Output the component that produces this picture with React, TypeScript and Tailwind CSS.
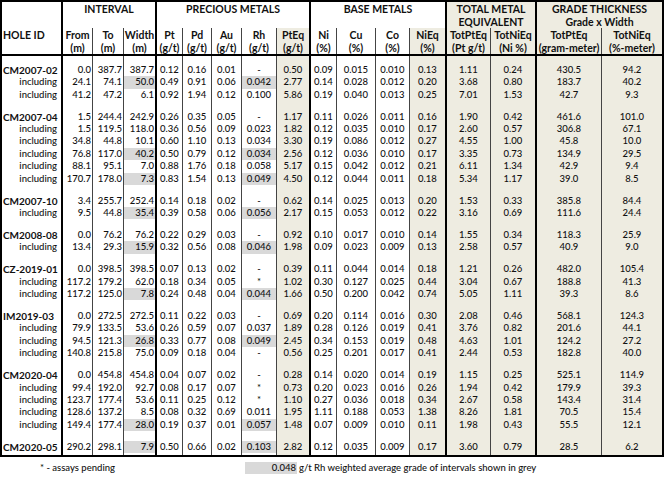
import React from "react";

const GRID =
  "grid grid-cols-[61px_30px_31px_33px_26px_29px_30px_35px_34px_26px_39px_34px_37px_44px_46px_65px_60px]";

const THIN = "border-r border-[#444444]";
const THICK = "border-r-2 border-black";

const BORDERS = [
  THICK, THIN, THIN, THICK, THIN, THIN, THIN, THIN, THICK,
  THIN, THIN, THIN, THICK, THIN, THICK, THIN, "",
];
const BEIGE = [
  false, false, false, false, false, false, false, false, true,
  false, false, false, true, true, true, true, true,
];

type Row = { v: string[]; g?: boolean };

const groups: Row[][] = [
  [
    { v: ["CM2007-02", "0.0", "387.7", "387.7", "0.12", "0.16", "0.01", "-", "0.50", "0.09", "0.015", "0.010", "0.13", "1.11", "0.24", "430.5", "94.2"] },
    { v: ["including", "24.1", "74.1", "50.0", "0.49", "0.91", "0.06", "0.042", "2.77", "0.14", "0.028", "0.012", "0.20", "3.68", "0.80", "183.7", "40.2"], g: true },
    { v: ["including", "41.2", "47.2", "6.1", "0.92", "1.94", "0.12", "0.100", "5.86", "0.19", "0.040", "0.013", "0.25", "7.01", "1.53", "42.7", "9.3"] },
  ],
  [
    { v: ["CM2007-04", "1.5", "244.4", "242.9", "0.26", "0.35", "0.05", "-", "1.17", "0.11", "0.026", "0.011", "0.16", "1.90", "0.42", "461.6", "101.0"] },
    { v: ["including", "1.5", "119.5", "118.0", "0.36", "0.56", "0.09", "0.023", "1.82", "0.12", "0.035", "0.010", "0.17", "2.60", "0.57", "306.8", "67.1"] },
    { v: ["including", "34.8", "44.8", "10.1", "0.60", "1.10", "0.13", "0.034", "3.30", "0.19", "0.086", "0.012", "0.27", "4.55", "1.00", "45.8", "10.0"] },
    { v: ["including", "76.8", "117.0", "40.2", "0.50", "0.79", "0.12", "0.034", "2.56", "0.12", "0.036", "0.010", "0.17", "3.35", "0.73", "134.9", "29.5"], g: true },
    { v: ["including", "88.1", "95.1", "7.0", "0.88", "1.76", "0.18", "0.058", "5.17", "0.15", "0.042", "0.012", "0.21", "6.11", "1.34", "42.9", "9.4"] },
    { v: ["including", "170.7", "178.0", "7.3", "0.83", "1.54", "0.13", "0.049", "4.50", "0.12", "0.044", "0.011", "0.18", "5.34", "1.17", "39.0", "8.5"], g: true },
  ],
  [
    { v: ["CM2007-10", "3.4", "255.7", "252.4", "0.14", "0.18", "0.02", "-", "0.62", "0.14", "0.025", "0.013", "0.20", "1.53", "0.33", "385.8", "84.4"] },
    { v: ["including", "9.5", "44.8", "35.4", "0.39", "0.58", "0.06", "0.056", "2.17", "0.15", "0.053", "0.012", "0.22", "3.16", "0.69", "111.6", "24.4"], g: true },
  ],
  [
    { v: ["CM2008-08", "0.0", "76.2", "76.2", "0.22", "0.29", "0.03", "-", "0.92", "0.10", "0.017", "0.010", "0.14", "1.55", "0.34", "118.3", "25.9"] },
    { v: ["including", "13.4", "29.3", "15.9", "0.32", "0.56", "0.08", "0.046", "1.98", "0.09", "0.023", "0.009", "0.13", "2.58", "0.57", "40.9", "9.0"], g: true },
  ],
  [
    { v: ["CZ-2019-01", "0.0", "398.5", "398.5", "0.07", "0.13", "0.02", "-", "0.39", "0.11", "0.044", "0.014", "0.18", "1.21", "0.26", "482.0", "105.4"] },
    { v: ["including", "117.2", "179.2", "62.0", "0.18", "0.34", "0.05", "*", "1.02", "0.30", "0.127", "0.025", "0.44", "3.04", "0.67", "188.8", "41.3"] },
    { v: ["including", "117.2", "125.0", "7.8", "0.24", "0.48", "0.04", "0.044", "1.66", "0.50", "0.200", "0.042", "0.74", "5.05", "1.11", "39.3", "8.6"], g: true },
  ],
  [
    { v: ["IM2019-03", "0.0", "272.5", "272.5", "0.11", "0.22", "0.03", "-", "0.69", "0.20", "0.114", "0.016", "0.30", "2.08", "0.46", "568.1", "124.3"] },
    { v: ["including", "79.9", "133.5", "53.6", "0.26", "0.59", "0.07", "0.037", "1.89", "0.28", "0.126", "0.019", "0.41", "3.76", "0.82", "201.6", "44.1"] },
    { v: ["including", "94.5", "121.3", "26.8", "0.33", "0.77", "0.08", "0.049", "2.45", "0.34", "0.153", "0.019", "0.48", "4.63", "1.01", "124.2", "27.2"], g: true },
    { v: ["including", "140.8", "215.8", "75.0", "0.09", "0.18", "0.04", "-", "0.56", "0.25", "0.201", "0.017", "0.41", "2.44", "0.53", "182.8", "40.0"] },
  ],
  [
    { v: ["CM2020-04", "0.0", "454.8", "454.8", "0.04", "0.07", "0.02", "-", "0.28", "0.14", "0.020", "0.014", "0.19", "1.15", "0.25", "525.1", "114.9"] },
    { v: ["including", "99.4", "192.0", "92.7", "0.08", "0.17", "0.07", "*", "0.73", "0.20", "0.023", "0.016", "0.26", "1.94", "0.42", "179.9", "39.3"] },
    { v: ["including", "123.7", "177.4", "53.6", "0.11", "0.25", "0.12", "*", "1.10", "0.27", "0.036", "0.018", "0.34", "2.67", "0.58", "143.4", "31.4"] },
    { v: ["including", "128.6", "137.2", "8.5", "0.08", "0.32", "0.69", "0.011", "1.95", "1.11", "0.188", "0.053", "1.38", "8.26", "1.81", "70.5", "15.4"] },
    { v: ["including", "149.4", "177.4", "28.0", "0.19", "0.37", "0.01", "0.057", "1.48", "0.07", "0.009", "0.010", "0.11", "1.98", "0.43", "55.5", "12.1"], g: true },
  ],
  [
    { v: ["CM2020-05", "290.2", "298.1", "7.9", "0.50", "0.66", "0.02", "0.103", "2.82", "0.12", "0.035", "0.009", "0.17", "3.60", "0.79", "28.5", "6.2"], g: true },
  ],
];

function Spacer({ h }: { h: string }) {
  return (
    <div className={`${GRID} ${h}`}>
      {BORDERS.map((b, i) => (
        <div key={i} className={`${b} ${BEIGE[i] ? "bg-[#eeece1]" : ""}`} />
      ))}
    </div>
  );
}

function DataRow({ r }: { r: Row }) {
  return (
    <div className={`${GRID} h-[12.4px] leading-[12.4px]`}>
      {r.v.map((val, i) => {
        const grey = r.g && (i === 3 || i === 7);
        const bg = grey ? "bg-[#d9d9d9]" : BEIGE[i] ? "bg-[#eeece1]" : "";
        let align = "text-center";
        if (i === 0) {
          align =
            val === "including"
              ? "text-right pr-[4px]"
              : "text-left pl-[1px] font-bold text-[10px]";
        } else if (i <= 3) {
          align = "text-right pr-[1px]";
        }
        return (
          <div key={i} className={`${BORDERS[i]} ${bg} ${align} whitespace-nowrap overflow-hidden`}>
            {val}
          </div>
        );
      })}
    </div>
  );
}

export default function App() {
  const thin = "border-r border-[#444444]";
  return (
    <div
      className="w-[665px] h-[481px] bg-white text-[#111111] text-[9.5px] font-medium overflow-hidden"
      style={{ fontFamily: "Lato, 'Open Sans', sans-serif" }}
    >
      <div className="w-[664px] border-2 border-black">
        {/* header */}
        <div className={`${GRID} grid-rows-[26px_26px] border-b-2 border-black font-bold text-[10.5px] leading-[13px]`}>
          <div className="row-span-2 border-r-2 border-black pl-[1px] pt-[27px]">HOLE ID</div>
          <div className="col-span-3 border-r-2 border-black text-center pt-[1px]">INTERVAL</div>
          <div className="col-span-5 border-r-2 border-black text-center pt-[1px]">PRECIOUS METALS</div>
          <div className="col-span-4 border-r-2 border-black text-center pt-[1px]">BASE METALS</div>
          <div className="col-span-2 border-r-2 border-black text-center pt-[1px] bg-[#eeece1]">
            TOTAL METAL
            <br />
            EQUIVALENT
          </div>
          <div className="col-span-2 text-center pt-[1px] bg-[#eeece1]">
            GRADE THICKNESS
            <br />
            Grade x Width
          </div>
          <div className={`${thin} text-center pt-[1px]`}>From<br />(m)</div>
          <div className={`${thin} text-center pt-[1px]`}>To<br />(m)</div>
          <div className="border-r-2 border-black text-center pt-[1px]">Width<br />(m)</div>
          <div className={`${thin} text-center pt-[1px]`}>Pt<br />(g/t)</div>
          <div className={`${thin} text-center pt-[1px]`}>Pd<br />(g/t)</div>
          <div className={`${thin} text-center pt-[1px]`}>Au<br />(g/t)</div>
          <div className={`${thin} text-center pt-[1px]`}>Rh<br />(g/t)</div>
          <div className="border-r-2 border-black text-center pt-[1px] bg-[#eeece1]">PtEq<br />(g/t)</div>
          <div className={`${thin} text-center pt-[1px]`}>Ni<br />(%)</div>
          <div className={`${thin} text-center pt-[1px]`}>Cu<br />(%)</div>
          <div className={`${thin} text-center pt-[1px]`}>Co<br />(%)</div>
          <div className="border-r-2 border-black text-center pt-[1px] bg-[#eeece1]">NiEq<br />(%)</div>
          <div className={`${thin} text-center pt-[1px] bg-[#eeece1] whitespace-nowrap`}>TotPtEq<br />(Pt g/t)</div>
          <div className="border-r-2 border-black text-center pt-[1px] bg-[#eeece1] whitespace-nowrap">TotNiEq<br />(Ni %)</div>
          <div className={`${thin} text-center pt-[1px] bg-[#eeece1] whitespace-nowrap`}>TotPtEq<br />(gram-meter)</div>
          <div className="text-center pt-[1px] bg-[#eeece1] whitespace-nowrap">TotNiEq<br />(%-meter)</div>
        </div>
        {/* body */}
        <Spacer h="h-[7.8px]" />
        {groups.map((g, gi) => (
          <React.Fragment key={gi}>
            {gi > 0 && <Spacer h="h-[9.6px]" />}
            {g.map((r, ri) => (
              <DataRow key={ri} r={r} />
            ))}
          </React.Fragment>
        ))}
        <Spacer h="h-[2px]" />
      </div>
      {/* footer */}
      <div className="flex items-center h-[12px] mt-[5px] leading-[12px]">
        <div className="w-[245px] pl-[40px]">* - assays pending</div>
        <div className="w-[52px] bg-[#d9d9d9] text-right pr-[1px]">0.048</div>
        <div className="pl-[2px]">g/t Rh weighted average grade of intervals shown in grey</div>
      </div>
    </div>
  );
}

→ **THE REQUEST**
Pictures stay out. Print the data exactly, from its first line through the line containing "string[]; g?: boolean".

→ **RESULT**
Output the component that produces this picture with React, TypeScript and Tailwind CSS.
import React from "react";

const GRID =
  "grid grid-cols-[61px_30px_31px_33px_26px_29px_30px_35px_34px_26px_39px_34px_37px_44px_46px_65px_60px]";

const THIN = "border-r border-[#444444]";
const THICK = "border-r-2 border-black";

const BORDERS = [
  THICK, THIN, THIN, THICK, THIN, THIN, THIN, THIN, THICK,
  THIN, THIN, THIN, THICK, THIN, THICK, THIN, "",
];
const BEIGE = [
  false, false, false, false, false, false, false, false, true,
  false, false, false, true, true, true, true, true,
];

type Row = { v: string[]; g?: boolean };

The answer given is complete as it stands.